Thioune gave the Utes a lift off the bench with six first-half points, but didn’t score in the second half. Brenchley was 0 for 1 in 10 minutes and Martinez didn’t score in 21 minutes before fouling out.

It looks like it is going to be a long and frustrating February until Jones and Jantunen get back.

“Our margin for error isn’t big enough to be able to shoot ourselves in the foot,” said Allen, agreeing with Krystkowiak’s assessment that the Utes beat themselves. “I gotta take that one on the chin and just get better. We aren’t going to win every one, but we can’t beat ourselves. So that is the main message coming out of this game.”

The Utes committed 10 turnovers in a sloppy, mistake-filled first half, and were 0 for 6 from 3-point range. Not surprisingly, given those numbers, they trailed 30-24 at the break.

The Utes shot just 36% in the first half, but stayed within striking distance because they held OSU to 38%. Obviously, OSU improved its shooting in the second half; Utah didn’t.

The lone bright spot: Utah didn’t miss a free throw.

The Utes were 8 of 8 from the free-throw line in the first half and 5 of 5 in the second half, going 13 for 13 from the stripe overall. It was the first time Utah has been perfect from the stripe since an 11-for-11 outing in 2012 against Arizona State.

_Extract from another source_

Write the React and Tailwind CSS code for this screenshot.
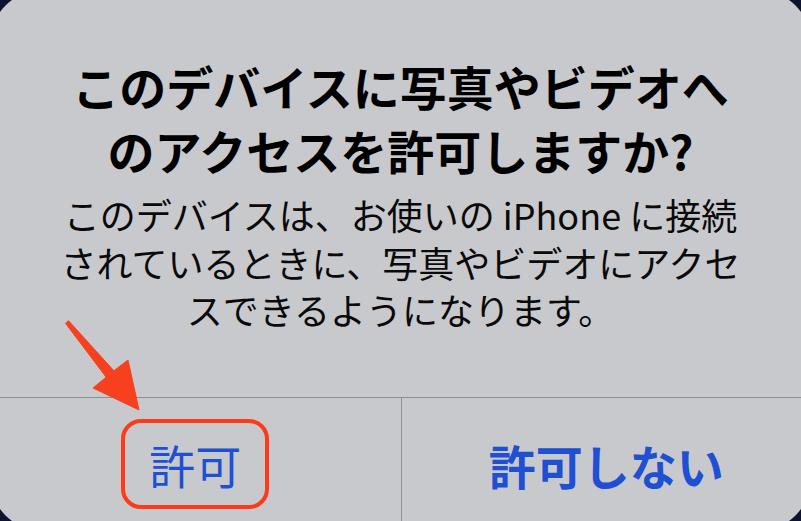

Oregon State was 16 of 17 from the line. The Beavers were 15 of 29 from the field in the second half, as Utah let its offensive mistakes affect its effort on the other end.

“I thought our defense was good enough in the first half, with the exception of the rebounding. But offensively, it was a struggle. And that was the key. When we call audibles and we try to do things and we look sloppy and turn the ball over, we struggled,” Krystkowiak said. “And at times looked scared.”

At least the Utes don’t have to face the Beavers again on Monday at the Huntsman Center, as was previously scheduled. Thursday morning, the Pac-12 moved that game to the week of March 1, so after playing at Oregon on Saturday, the Utes won’t have another game until they host UCLA next Thursday.